When the winds and waters of Hurricane Katrina swept across the Gulf Coast of the United States in August 2005, they decimated a region with a rich Catholic heritage.
Claimed in 1682 for the French king, the colony of Louisiana quickly developed an active Catholic presence. The first parishes were in Old Biloxi and Mobile, Alabama; Natchez, Mississippi; and Robeline, Louisiana. St. Louis parish in New Orleands was founded in 1720 and it became home to the stately cathedral for the newly created Diocese of Louisiana and the Floridas in 1793.

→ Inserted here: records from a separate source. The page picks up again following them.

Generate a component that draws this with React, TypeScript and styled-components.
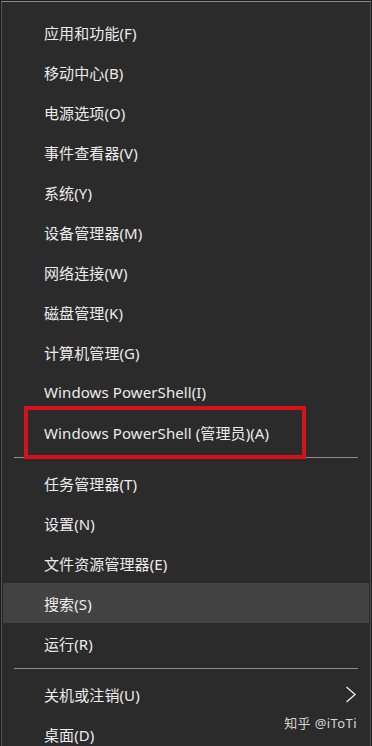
import React from 'react';
import styled, { createGlobalStyle } from 'styled-components';

const GlobalStyle = createGlobalStyle`
  html, body {
    margin: 0;
    padding: 0;
    background: #1e1e1e;
  }
  body {
    font-family: "Segoe UI", "Noto Sans", "Noto Sans CJK SC", sans-serif;
  }
`;

const Menu = styled.nav`
  position: relative;
  box-sizing: border-box;
  width: 370px;
  height: 745px;
  margin: 1px 1px 0 1px;
  background: #2b2b2b;
  border-top: 1px solid #8a8a8a;
  border-left: 1px solid #4e4e4e;
  border-right: 1px solid #4e4e4e;
  padding-top: 10px;
  overflow: hidden;
`;

const Item = styled.div<{ $active?: boolean }>`
  position: relative;
  height: 40px;
  display: flex;
  align-items: center;
  padding-left: 41px;
  margin: 0 1px;
  background: ${p => (p.$active ? '#424242' : 'transparent')};
  color: #ececec;
  font-size: 15px;
  letter-spacing: 0.1px;
  white-space: nowrap;
`;

const Separator = styled.div`
  height: 1px;
  margin: 5px 12px 5px 12px;
  background: #8c8c8c;
`;

const Highlight = styled.div`
  position: absolute;
  left: 21px;
  top: -6px;
  width: 282px;
  height: 53px;
  box-sizing: border-box;
  border: 4px solid #d5121b;
  pointer-events: none;
`;

const Chevron = styled.svg`
  position: absolute;
  right: 12px;
  top: 12px;
`;

const Watermark = styled.div`
  position: absolute;
  right: 13px;
  bottom: 14px;
  color: #d6d6d6;
  font-family: "Noto Sans", "Noto Sans CJK SC", sans-serif;
  font-size: 13px;
  letter-spacing: 0.4px;
`;

const groups = [
  [
    '应用和功能(F)',
    '移动中心(B)',
    '电源选项(O)',
    '事件查看器(V)',
    '系统(Y)',
    '设备管理器(M)',
    '网络连接(W)',
    '磁盘管理(K)',
    '计算机管理(G)',
    'Windows PowerShell(I)',
    'Windows PowerShell (管理员)(A)',
  ],
  ['任务管理器(T)', '设置(N)', '文件资源管理器(E)', '搜索(S)', '运行(R)'],
  ['关机或注销(U)', '桌面(D)'],
];

const App: React.FC = () => {
  return (
    <>
      <GlobalStyle />
      <Menu>
        {groups.map((group, gi) => (
          <React.Fragment key={gi}>
            {gi > 0 && <Separator />}
            {group.map(label => (
              <Item key={label} $active={label === '搜索(S)'}>
                {label}
                {label.includes('管理员') && <Highlight />}
                {label === '关机或注销(U)' && (
                  <Chevron width="12" height="17" viewBox="0 0 12 17">
                    <path d="M1.5 1 L10 8.5 L1.5 16" fill="none" stroke="#e6e6e6" strokeWidth="1.4" />
                  </Chevron>
                )}
              </Item>
            ))}
          </React.Fragment>
        ))}
        <Watermark>知乎 @iToTi</Watermark>
      </Menu>
    </>
  );
};

export default App;
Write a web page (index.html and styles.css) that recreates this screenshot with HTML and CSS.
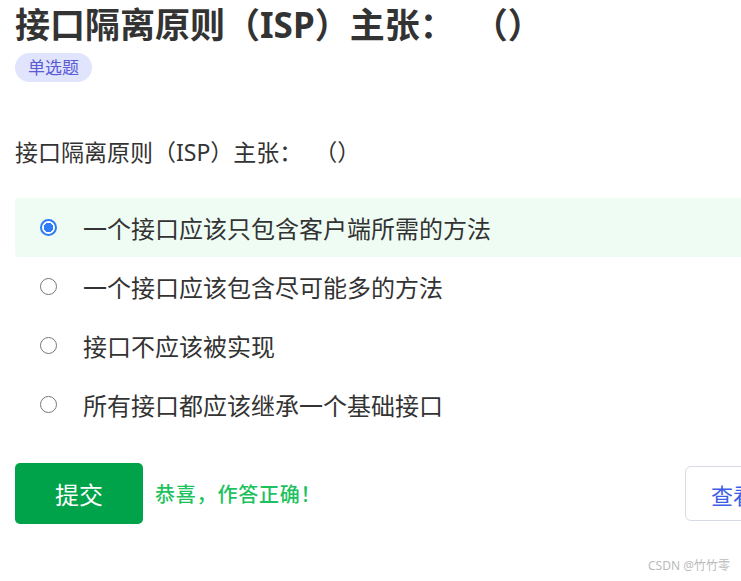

The Archdiocese of New Orleans has thus long been a center for Catholicism in the South. Its Ursuline Academy is the oldest Catholic school, as well as the oldest continuously operating school for women, in the United States. Among its shrines are the National Shrine of St. Anne and Our Lady of Prompt Succor. Its fifteenth bishop, John Patrick Cody, desegregated the archdiocese's Catholic schools and went on to become a cardinal-archbishop in Chicago.
To the east, the Mississippi and Alabama coasts were part of the historic Diocese of Louisiana and the Floridas. In Bay St. Louis, the Divine Word Missionaries opened the first seminary for black Catholics. The Archdiocese of Mobile, whose Catholic roots reach back to the explorations of Hernando de Soto, was split from New Orleans in 1829.
The strenuous efforts of the Gulf Coast's schools and parishes to recover from disaster suggest that the current difficulty, far from being its denoument, is but another chapter in the extraordinary history of the region's Catholic people.